The epistle of James was written to Jewish Christian believers. Some might have been trying to still follow the law of Moses. Knowing and understanding this context is vital to understanding some of the things James writes about the law. Such as this verse from James 2.

If you really keep the royal law found in Scripture, “Love your neighbor as yourself,” you are doing right.

James 2:8 (NIV)

James isn’t telling people they need to follow the law. Instead, James points out that anyone who says they are following the law should follow this one, “loving your neighbor as yourself.” However, they are breaking the law if they’re not doing that. Thus, anyone who shows favoritism isn’t following the law and is guilty of breaking all the rules.

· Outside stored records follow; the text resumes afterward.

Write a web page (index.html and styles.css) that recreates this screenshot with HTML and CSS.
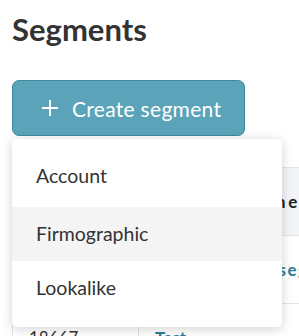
FILE: index.html
```html
<!DOCTYPE html>
<html lang="en">
<head>
  <meta charset="UTF-8">
  <meta name="viewport" content="width=device-width, initial-scale=1">
  <title>Segments</title>
  <link rel="stylesheet" href="styles.css">
</head>
<body>

<div class="page">
  <h1 class="title">Segments</h1>

  <div class="actions">
    <button class="create-btn">
      <svg class="plus" width="18" height="18" viewBox="0 0 18 18">
        <path d="M9 1v16M1 9h16" stroke="#fff" stroke-width="2" fill="none"/>
      </svg>
      Create segment
    </button>

    <ul class="menu">
      <li class="menu-item">Account</li>
      <li class="menu-item active">Firmographic</li>
      <li class="menu-item">Lookalike</li>
    </ul>
  </div>

  <table class="segments">
    <colgroup>
      <col class="col-id">
      <col class="col-name">
    </colgroup>
    <tr>
      <th class="cell-id">ID</th>
      <th>Segment name</th>
    </tr>
    <tr>
      <td class="cell-id">18702</td>
      <td><a href="#" class="wide">Firmographic segment</a></td>
    </tr>
    <tr>
      <td class="cell-id">18667</td>
      <td><a href="#">Test</a></td>
    </tr>
  </table>
</div>

</body>
</html>
```

FILE: styles.css
```css
*, *::before, *::after {
  box-sizing: border-box;
}

body {
  margin: 0;
  font-family: Lato, "Open Sans", sans-serif;
  background: #ffffff;
  color: #333;
  overflow: hidden;
}

.page {
  padding: 12px;
}

.title {
  margin: 0;
  font-size: 31px;
  font-weight: 700;
  line-height: 34px;
  color: #333;
}

.actions {
  position: relative;
  margin-top: 34px;
}

.create-btn {
  display: flex;
  align-items: center;
  gap: 13px;
  width: 233px;
  height: 56px;
  padding: 0 0 0 28px;
  background: #5ba3b9;
  border: 1px solid #3e8aa1;
  border-radius: 7px;
  color: #fff;
  font-family: inherit;
  font-size: 21px;
  letter-spacing: 0.3px;
  cursor: pointer;
}

.menu {
  position: absolute;
  top: 59px;
  left: 0;
  width: 270px;
  margin: 0;
  padding: 12px 0 12px;
  list-style: none;
  background: #fff;
  border-radius: 5px;
  box-shadow: 0 2px 12px rgba(0,0,0,0.18);
  z-index: 2;
}

.menu-item {
  height: 54px;
  line-height: 54px;
  padding-left: 24px;
  font-size: 19.5px;
  color: #333;
}

.menu-item:first-child {
  height: 56px;
  line-height: 50px;
}

.menu-item.active {
  background: #f4f4f4;
}

.segments {
  width: 420px;
  table-layout: fixed;
  margin-top: 31px;
  border-collapse: collapse;
  font-size: 17px;
}

.col-id {
  width: 126px;
}

.segments th, .segments td {
  height: 68px;
  padding: 0 16px;
  text-align: left;
  border-top: 1px solid #e2e4e8;
  white-space: nowrap;
  overflow: hidden;
}

.segments th {
  background: #f4f5f8;
  font-weight: 700;
  color: #222;
  letter-spacing: 2.75px;
}

.segments .cell-id {
  border-left: 1px solid #dfe1e5;
  border-right: 1px solid #dfe1e5;
}

.segments a {
  color: #2c7d97;
  font-weight: 700;
  text-decoration: none;
}

.segments a.wide {
  letter-spacing: 1.5px;
}
```
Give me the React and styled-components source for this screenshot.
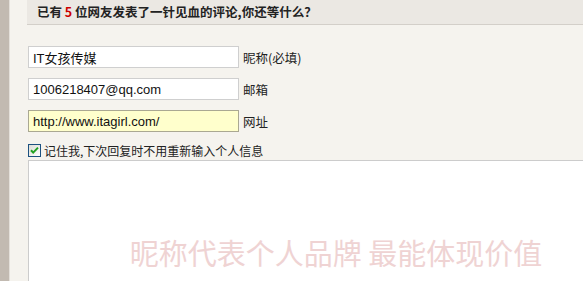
import styled, { createGlobalStyle } from "styled-components";

const GlobalStyle = createGlobalStyle`
  html, body {
    margin: 0;
    padding: 0;
    background: #f5f3ee;
    overflow: hidden;
  }
`;

const cjk = `"Noto Sans CJK SC", "Liberation Sans", sans-serif`;

const fields = [
  { value: "IT女孩传媒", label: "昵称(必填)" },
  { value: "1006218407@qq.com", label: "邮箱" },
  { value: "http://www.itagirl.com/", label: "网址", active: true },
];

function CheckMark() {
  return (
    <svg width="13" height="13" viewBox="0 0 13 13">
      <defs>
        <linearGradient id="cbfill" x1="0" y1="0" x2="1" y2="1">
          <stop offset="0" stopColor="#dcdcd4" />
          <stop offset="1" stopColor="#ffffff" />
        </linearGradient>
      </defs>
      <rect x="0.5" y="0.5" width="12" height="12" fill="url(#cbfill)" stroke="#1c5180" />
      <path d="M3 6.2 L5.2 8.6 L10 3.6" fill="none" stroke="#21a121" strokeWidth="2" />
    </svg>
  );
}

export default function App() {
  return (
    <>
      <GlobalStyle />
      <Page>
        <Strip />
        <Main>
          <Header>
            已有 <Count>5</Count> 位网友发表了一针见血的评论,你还等什么？
          </Header>
          <Form>
            {fields.map((f) => (
              <Row key={f.label}>
                <Input $active={f.active} defaultValue={f.value} />
                <Label>{f.label}</Label>
              </Row>
            ))}
            <Remember>
              <CheckMark />
              <span>记住我,下次回复时不用重新输入个人信息</span>
            </Remember>
            <CommentBox>
              <Watermark>昵称代表个人品牌 最能体现价值</Watermark>
            </CommentBox>
          </Form>
        </Main>
      </Page>
    </>
  );
}

const Page = styled.div`
  display: flex;
  min-height: 281px;
  font-family: "Liberation Sans", "Noto Sans CJK SC", sans-serif;
`;

const Strip = styled.div`
  width: 9px;
  flex: none;
  background: #c2bab1;
  border-right: 1px solid #e4e0da;
`;

const Main = styled.div`
  flex: 1;
  padding-left: 17px;
`;

const Header = styled.div`
  height: 24px;
  line-height: 24px;
  padding-left: 10px;
  background: #ebe8e3;
  border-bottom: 1px solid #d3cfc9;
  font-family: ${cjk};
  font-size: 12.5px;
  font-weight: bold;
  color: #222;
  white-space: nowrap;
`;

const Count = styled.span`
  color: #cc0000;
`;

const Form = styled.div`
  padding: 21px 0 0 1px;
  display: flex;
  flex-direction: column;
`;

const Row = styled.div`
  display: flex;
  align-items: center;
  gap: 4px;
  margin-bottom: 10px;
`;

const Input = styled.input`
  box-sizing: border-box;
  width: 211px;
  height: 22px;
  margin: 0;
  padding: 0 4px;
  border: 1px solid ${(p) => (p.$active ? "#aaa892" : "#cfcfcf")};
  background: ${(p) => (p.$active ? "#ffffcc" : "#ffffff")};
  font-family: "Liberation Sans", "Noto Sans CJK SC", sans-serif;
  font-size: 13px;
  color: #111;
  outline: none;
`;

const Label = styled.span`
  font-family: ${cjk};
  font-size: 12.5px;
  color: #222;
`;

const Remember = styled.label`
  display: flex;
  align-items: center;
  gap: 3px;
  height: 16px;
  font-family: ${cjk};
  font-size: 12px;
  color: #222;
  white-space: nowrap;
`;

const CommentBox = styled.div`
  box-sizing: border-box;
  margin-top: 2px;
  width: 616px;
  height: 184px;
  background: #ffffff;
  border: 1px solid #cccccc;
  display: flex;
  align-items: center;
  justify-content: center;
`;

const Watermark = styled.span`
  font-family: "Noto Sans CJK SC", sans-serif;
  font-size: 29px;
  color: #efd3d3;
  white-space: nowrap;
`;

James says something about keeping the law in James 4:11.

Brothers and sisters, do not slander one another. Anyone who speaks against a brother or sister or judges them speaks against the law and judges it. When you judge the law, you are not keeping it, but sitting in judgment on it.

James 4:11 (NIV)

As in James 2:8, James is not advocating that people follow the law here. He’s pointing out to those who might want to follow the law that when they are self-righteous and criticize another Christian, they are breaking the law. Furthermore, when someone points out that someone isn’t doing something and it’s not even in the law, they are judging the law. They are saying the law is short-sighted because it didn’t include this or that thing, so they include it themselves.

The notion that we know better than God and are better than others is the chief danger of self-righteousness and hypocrisy. When all have sinned and fallen short of the grace of God.

Thus we can see that when James talks about following the law, he’s not telling people they need to follow it. Instead, James points out how people fail to follow the law through what they do or don’t do.